Is it okay to add a LITTLE splashing effect when filling the bottles to mix the sugar/malt a bit better or is oxidisation at bottling time a total no-no??

sorry for so many questions again but you experienced guys have been so helpful and I read a lot of conflicting advice!
as little splashing as possible , try putting liquid to run down the side of the inside of the bottle , and use camden tablet in water before you brew with it :D
 
ok then the last ten we just bottled might be a touch aerated!! :rofl:

I got carried away with seeing a foamy head before capping but they've all settled down now

:cheers:
 
think the mrs wants me to try mineral water next brew so tabs are off the agenda - seems like more hassle anyway sterilising the water before adding it to the FV (check me out using abbreviations) :rofl:
 
Isn't really any hassle adding campden tablets add long as you have a second FV. I sterilise first FV, fill with amount of water needed, crush half campden tab, mix it round, and leave it whilst sterilise second FV. Then, when ready to brew, I use water from first FV...
 
yeah, for such a small and simple step, it's really worthwhile. I use about 15L of top up water so when I extract brew, I just get that 15L in an FV and then pour in the hot wort to make it up to 23L, you can do the same thing by mixing your kit with boiling water seperately after your top up water is ready and sanitized :D
 
If the 2nd FV also has a tap which can take a 'little bottler' than all the better :D
Seeing your post regarding bottling I would investigate one Seamus. They are a godsend when bottling.

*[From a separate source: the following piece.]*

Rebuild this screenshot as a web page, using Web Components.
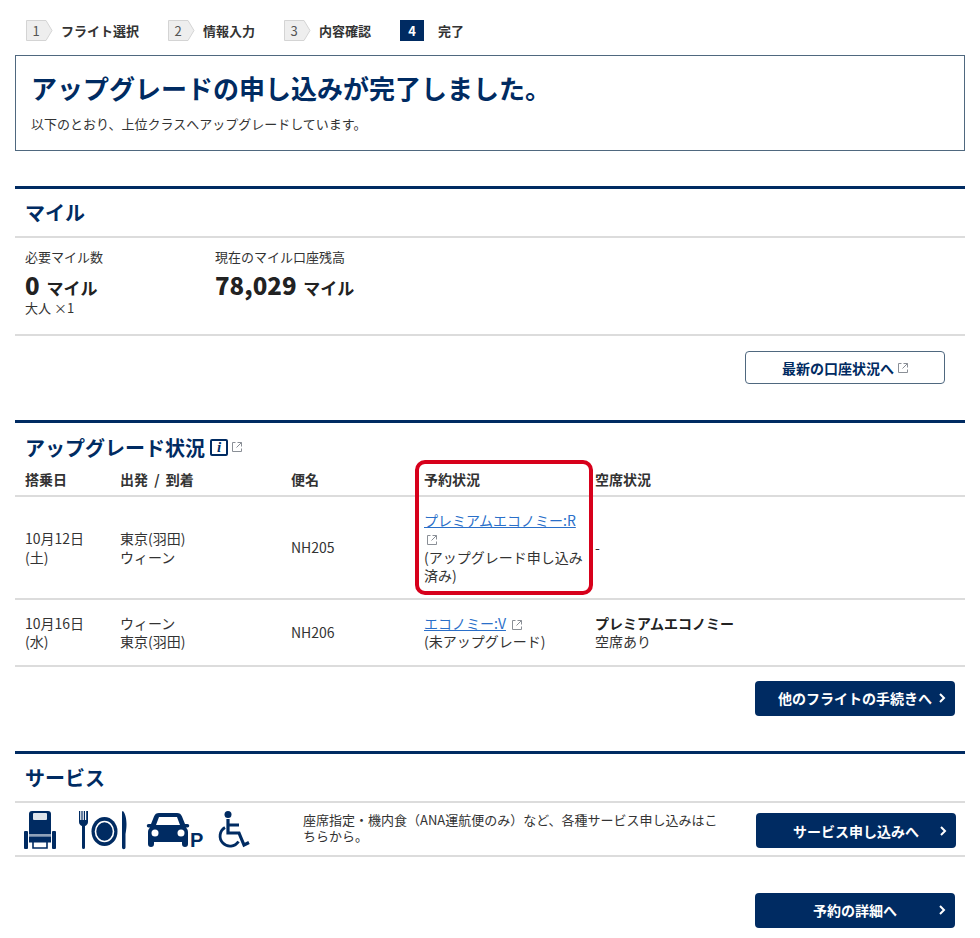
<!DOCTYPE html>
<html lang="ja">
<head>
<meta charset="utf-8">
<title>アップグレード完了</title>
<style>
  html, body { margin: 0; background: #fff; }
  body {
    font-family: "Noto Sans CJK JP", "Noto Sans", sans-serif;
    font-size: 14px;
    color: #333;
    --navy: #002b62;
    --line: #dcdcdc;
  }
</style>
</head>
<body>
<ana-page>
  <step-bar>
    <step-item num="1">フライト選択</step-item>
    <step-item num="2">情報入力</step-item>
    <step-item num="3">内容確認</step-item>
    <step-item num="4" current>完了</step-item>
  </step-bar>

  <complete-box>
    <span slot="title">アップグレードの申し込みが完了しました。</span>
    以下のとおり、上位クラスへアップグレードしています。
  </complete-box>

  <section-block heading="マイル" style="margin-top:35px">
    <mile-summary></mile-summary>
    <button-row pad="15px 20px 1px 0">
      <ana-button outline ext>最新の口座状況へ</ana-button>
    </button-row>
  </section-block>

  <section-block heading="アップグレード状況" info flush style="margin-top:35px">
    <flight-table>
      <flight-row>
        <span slot="date">10月12日<br>(土)</span>
        <span slot="route">東京(羽田)<br>ウィーン</span>
        <span slot="num">NH205</span>
        <span slot="status"><ext-link>プレミアムエコノミー:R</ext-link><br>(アップグレード申し込み済み)</span>
        <span slot="seat">-</span>
      </flight-row>
      <flight-row>
        <span slot="date">10月16日<br>(水)</span>
        <span slot="route">ウィーン<br>東京(羽田)</span>
        <span slot="num">NH206</span>
        <span slot="status"><ext-link>エコノミー:V</ext-link><br>(未アップグレード)</span>
        <span slot="seat"><b style="color:#222">プレミアムエコノミー</b><br>空席あり</span>
      </flight-row>
    </flight-table>
    <button-row pad="14px 10px 0 0">
      <ana-button>他のフライトの手続きへ</ana-button>
    </button-row>
  </section-block>

  <section-block heading="サービス" style="margin-top:35px">
    <service-row>座席指定・機内食（ANA運航便のみ）など、各種サービス申し込みはこちらから。</service-row>
    <button-row pad="36px 10px 0 0">
      <ana-button>予約の詳細へ</ana-button>
    </button-row>
  </section-block>
</ana-page>

<script>
const EXT_ICON = `<svg class="ext" width="10" height="10" viewBox="0 0 10 10" fill="none" stroke="#8a8f96" stroke-width="1">
  <path d="M3.5 .5H.5v9h9V6.5"/><path d="M5.5 .5h4v4M9.5 .5L4.5 5.5"/></svg>`;

class AnaPage extends HTMLElement {
  constructor() {
    super();
    this.attachShadow({ mode: 'open' });
    this.shadowRoot.innerHTML = `
      <style>
        :host { display: block; padding: 0 15px; height: 938px; box-sizing: border-box; overflow: hidden; }
      </style>
      <slot></slot>
    `;
  }
}
customElements.define('ana-page', AnaPage);

class StepBar extends HTMLElement {
  constructor() {
    super();
    this.attachShadow({ mode: 'open' });
    this.shadowRoot.innerHTML = `
      <style>
        :host { display: flex; gap: 29px; padding: 20px 0 0 11px; height: 55px; box-sizing: border-box; }
      </style>
      <slot></slot>
    `;
  }
}
customElements.define('step-bar', StepBar);

class StepItem extends HTMLElement {
  constructor() {
    super();
    this.attachShadow({ mode: 'open' });
    const current = this.hasAttribute('current');
    const badge = current
      ? `<span class="num on">${this.getAttribute('num')}</span>`
      : `<span class="badge">
           <svg width="27" height="21" viewBox="0 0 27 21"><path d="M.5 .5H20L26 10.5 20 20.5H.5z" fill="#eee" stroke="#d4d4d4"/></svg>
           <span class="num">${this.getAttribute('num')}</span>
         </span>`;
    this.shadowRoot.innerHTML = `
      <style>
        :host { display: flex; align-items: center; font-size: 13px; font-weight: 700; color: #333; height: 21px; }
        .badge { display: grid; width: 27px; height: 21px; }
        .badge > * { grid-area: 1 / 1; }
        .num { font-weight: 400; font-size: 13px; line-height: 21px; width: 20px; text-align: center; color: #555; }
        .num.on { width: 24px; background: var(--navy); color: #fff; font-weight: 700; }
        .text { margin-left: 8px; }
        .num.on + .text { margin-left: 14px; }
      </style>
      ${badge}<span class="text"><slot></slot></span>
    `;
  }
}
customElements.define('step-item', StepItem);

class CompleteBox extends HTMLElement {
  constructor() {
    super();
    this.attachShadow({ mode: 'open' });
    this.shadowRoot.innerHTML = `
      <style>
        :host { display: block; height: 96px; box-sizing: border-box; border: 1px solid #4f687f; padding: 13px 15px 0; }
        h1 { margin: 0; font-size: 26px; line-height: 38px; font-weight: 700; color: var(--navy); }
        p { margin: 7px 0 0; font-size: 13px; line-height: 20px; color: #333; }
      </style>
      <h1><slot name="title"></slot></h1>
      <p><slot></slot></p>
    `;
  }
}
customElements.define('complete-box', CompleteBox);

class SectionBlock extends HTMLElement {
  constructor() {
    super();
    this.attachShadow({ mode: 'open' });
    const info = this.hasAttribute('info')
      ? `<span class="info">i</span>${EXT_ICON}` : '';
    this.shadowRoot.innerHTML = `
      <style>
        :host { display: block; border-top: 3px solid var(--navy); }
        h2 {
          margin: 0; padding: 0 10px; height: 49px; box-sizing: border-box;
          display: flex; align-items: center; gap: 5px;
          font-size: 20px; font-weight: 700; color: var(--navy);
          border-bottom: 2px solid var(--line);
        }
        :host([flush]) h2 { height: 40px; border-bottom: 0; padding-top: 8px; }
        .info {
          width: 18px; height: 17px; box-sizing: border-box; border: 2px solid var(--navy); border-radius: 2px;
          font: italic 700 15px/13px "Liberation Serif", serif; text-align: center; color: var(--navy);
        }
        .ext { margin-left: -1px; }
      </style>
      <h2>${this.getAttribute('heading')}${info}</h2>
      <slot></slot>
    `;
  }
}
customElements.define('section-block', SectionBlock);

class MileSummary extends HTMLElement {
  constructor() {
    super();
    this.attachShadow({ mode: 'open' });
    this.shadowRoot.innerHTML = `
      <style>
        :host {
          display: grid; grid-template-columns: 190px 1fr; height: 98px; box-sizing: border-box;
          padding: 10px 10px 0; border-bottom: 2px solid var(--line); font-size: 13px; color: #333;
        }
        .label { line-height: 18px; }
        .val { font-weight: 700; color: #222; font-size: 17px; line-height: 24px; margin-top: 7px; }
        .val b { font-size: 24px; margin-right: 3px; }
        .val + div { line-height: 16px; }
      </style>
      <div>
        <div class="label">必要マイル数</div>
        <div class="val"><b>0</b> マイル</div>
        <div>大人 ×1</div>
      </div>
      <div>
        <div class="label">現在のマイル口座残高</div>
        <div class="val"><b>78,029</b> マイル</div>
      </div>
    `;
  }
}
customElements.define('mile-summary', MileSummary);

class ButtonRow extends HTMLElement {
  constructor() {
    super();
    this.attachShadow({ mode: 'open' });
    this.shadowRoot.innerHTML = `
      <style>
        :host { display: flex; justify-content: flex-end; padding: ${this.getAttribute('pad')}; }
      </style>
      <slot></slot>
    `;
  }
}
customElements.define('button-row', ButtonRow);

class AnaButton extends HTMLElement {
  constructor() {
    super();
    this.attachShadow({ mode: 'open' });
    const outline = this.hasAttribute('outline');
    const inner = outline
      ? `<span class="mid"><slot></slot>${EXT_ICON}</span>`
      : `<span></span><span class="mid"><slot></slot></span>
         <svg class="chev" width="7" height="10" viewBox="0 0 7 10" fill="none" stroke="#fff" stroke-width="2"><path d="M1 1l4 4-4 4"/></svg>`;
    this.shadowRoot.innerHTML = `
      <style>
        :host {
          display: grid; grid-template-columns: 1fr auto 1fr; align-items: center;
          width: 200px; height: 35px; box-sizing: border-box; border-radius: 4px;
          background: var(--navy); color: #fff; font-size: 14px; font-weight: 700; cursor: pointer;
        }
        :host([outline]) {
          display: flex; justify-content: center; height: 33px;
          background: #fff; color: var(--navy); border: 1.5px solid #4f687f;
        }
        .mid { display: flex; align-items: center; gap: 4px; }
        .chev { justify-self: end; margin-right: 9px; }
      </style>
      ${inner}
    `;
  }
}
customElements.define('ana-button', AnaButton);

class ExtLink extends HTMLElement {
  constructor() {
    super();
    this.attachShadow({ mode: 'open' });
    this.shadowRoot.innerHTML = `
      <style>
        :host { display: inline; }
        a { color: #2a6fc9; text-decoration: underline; }
        svg { margin-left: 3px; vertical-align: -1px; }
      </style>
      <a href="#"><slot></slot></a> ${EXT_ICON}
    `;
  }
}
customElements.define('ext-link', ExtLink);

const FLIGHT_COLS = '95px 171px 133px 171px 1fr';

class FlightTable extends HTMLElement {
  constructor() {
    super();
    this.attachShadow({ mode: 'open' });
    this.shadowRoot.innerHTML = `
      <style>
        :host { display: block; position: relative; }
        .head {
          display: grid; grid-template-columns: ${FLIGHT_COLS}; padding-left: 10px; height: 34px; align-items: center;
          font-weight: 700; font-size: 14px; color: #333; border-bottom: 2px solid var(--line); box-sizing: border-box;
        }
        .route { word-spacing: 3px; }
        .mark {
          position: absolute; left: 400px; top: -3px; width: 178px; height: 135px; box-sizing: border-box;
          border: 4px solid #d7001b; border-radius: 10px; pointer-events: none;
        }
      </style>
      <div class="head"><span>搭乗日</span><span class="route">出発 / 到着</span><span>便名</span><span>予約状況</span><span>空席状況</span></div>
      <slot></slot>
      <div class="mark"></div>
    `;
  }
}
customElements.define('flight-table', FlightTable);

class FlightRow extends HTMLElement {
  constructor() {
    super();
    this.attachShadow({ mode: 'open' });
    this.shadowRoot.innerHTML = `
      <style>
        :host {
          display: grid; grid-template-columns: ${FLIGHT_COLS}; align-items: center;
          padding: 14px 0 14px 10px; border-bottom: 2px solid var(--line); line-height: 18.3px; font-size: 14px; color: #333;
        }
        div { padding-right: 10px; }
      </style>
      <div><slot name="date"></slot></div>
      <div><slot name="route"></slot></div>
      <div><slot name="num"></slot></div>
      <div><slot name="status"></slot></div>
      <div><slot name="seat"></slot></div>
    `;
  }
}
customElements.define('flight-row', FlightRow);

class ServiceRow extends HTMLElement {
  constructor() {
    super();
    this.attachShadow({ mode: 'open' });
    this.shadowRoot.innerHTML = `
      <style>
        :host {
          display: flex; align-items: center; height: 54px; box-sizing: border-box; padding-left: 9px;
          border-bottom: 2px solid var(--line); font-size: 13px; line-height: 16px; color: #333;
        }
        .icons { display: flex; align-items: flex-start; width: 279px; height: 38px; margin-top: 2px; }
        svg { display: block; fill: var(--navy); overflow: visible; }
        .seat { margin-right: 23px; }
        .meal { margin-right: 21px; }
        .car { margin-right: 15px; }
        .text { width: 420px; margin-right: 33px; margin-top: -1px; }
        ana-button { margin-top: 4px; }
      </style>
      <div class="icons">
        <svg class="seat" width="32" height="38" viewBox="0 0 32 38">
          <path d="M8 0h16a3 3 0 0 1 3 3v20H5V3a3 3 0 0 1 3-3z"/>
          <rect x="9" y="2" width="14" height="7" rx="1" fill="#dfe5ec"/>
          <rect x="5" y="23" width="22" height="2.5" fill="#8fa2ba"/>
          <rect x="5" y="25.5" width="22" height="6"/>
          <rect x="0" y="20" width="4" height="18" rx="1"/>
          <rect x="28" y="20" width="4" height="18" rx="1"/>
          <path d="M9 31v6h14v-6" fill="none" stroke="#002b62" stroke-width="1.6"/>
        </svg>
        <svg class="meal" width="48" height="38" viewBox="0 0 48 38">
          <path d="M0 0h1.2v9h1.2V0h1.2v9h1.2V0h1.2v9h1.2V0H9v11c0 2-1.500 3.400-3 4v21.500a1.500 1.500 0 0 1-3 0V15c-1.500-.6-3-2-3-4z"/>
          <ellipse cx="25.500" cy="20.500" rx="13" ry="14.500"/>
          <ellipse cx="25.500" cy="20.500" rx="9" ry="10" fill="none" stroke="#fff" stroke-width="1.600"/>
          <path d="M44 0c2 2 3.500 7 3.500 13s-1 9-1 11v12.500a1.700 1.700 0 0 1-3.500 0V1.500c0-1 .5-1.500 1-1.500z"/>
        </svg>
        <svg class="car" width="55" height="38" viewBox="0 0 55 38">
          <path d="M11 2h18c2.500 0 4 1 5 3.500L37 13h2.500a1 1 0 0 1 0 3.500H38c1.500 1.500 2 3 2 5V33a3 3 0 0 1-6 0v-2H6v2a3 3 0 0 1-6 0V21.500c0-2 .5-3.500 2-5H.5a1 1 0 0 1 0-3.500H3l3-7.500C7 3 8.500 2 11 2z"/>
          <path d="M11 6h18l3 8H8z" fill="#fff"/>
          <circle cx="7" cy="22" r="3.500" fill="#fff"/>
          <circle cx="33" cy="22" r="3.500" fill="#fff"/>
          <text x="42" y="36" font-family="Liberation Sans, sans-serif" font-size="20" font-weight="700" fill="#002b62">P</text>
        </svg>
        <svg width="32" height="38" viewBox="0 0 32 38" style="fill:none">
          <circle cx="10" cy="3.500" r="3.500" fill="#002b62"/>
          <path d="M10 8v14h11l5 12 5-2.500M10 14h11" stroke="#002b62" stroke-width="3.200" fill="none"/>
          <path d="M7 16.500a10 10 0 1 0 13.500 14" stroke="#002b62" stroke-width="2.800" fill="none"/>
        </svg>
      </div>
      <div class="text"><slot></slot></div>
      <ana-button>サービス申し込みへ</ana-button>
    `;
  }
}
customElements.define('service-row', ServiceRow);
</script>
</body>
</html>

Water treatment apart from what has been mentioned regarding chlorine/chloramine removal isn't necessary with kits so I wouldn't bother with bottled water TBH.
 
graysalchemy said:
BarnsleyBrewer said:
RobWalker said:
s-04 is even recommended for cider! but that's for next time.
I once did a TC with S-04, fermented great but I always got an underlying ale taste that was out of place. :?

BB

Cider yeast for cider, ale yeast for ale, wine yeast for wine, bakers yeast for bread. The clue is in the name :lol: :lol:

Not having a dig at you BB
No offence taken, it's true what you state.... :thumb: :thumb:

BB
 
sorted already - just ordered a bottling wand and tap for the FV which i'll fit myself

I only have one FV at the mo - spent way more than I initially wanted and now i've seen that new coopers FV with the screw lid so i'm going to wait a while before I buy that or the mrs will complain - told her the whole initial set up would cost no more than £50 lol

what I dont understand is why I cant just fill up the FV first with the cold water and then add campden tablets and THEN add the can and dextrose/malt and give it a good stir and bring up to temp with additional boiled water if required???

is there a really good reason for this that I cant get my head round??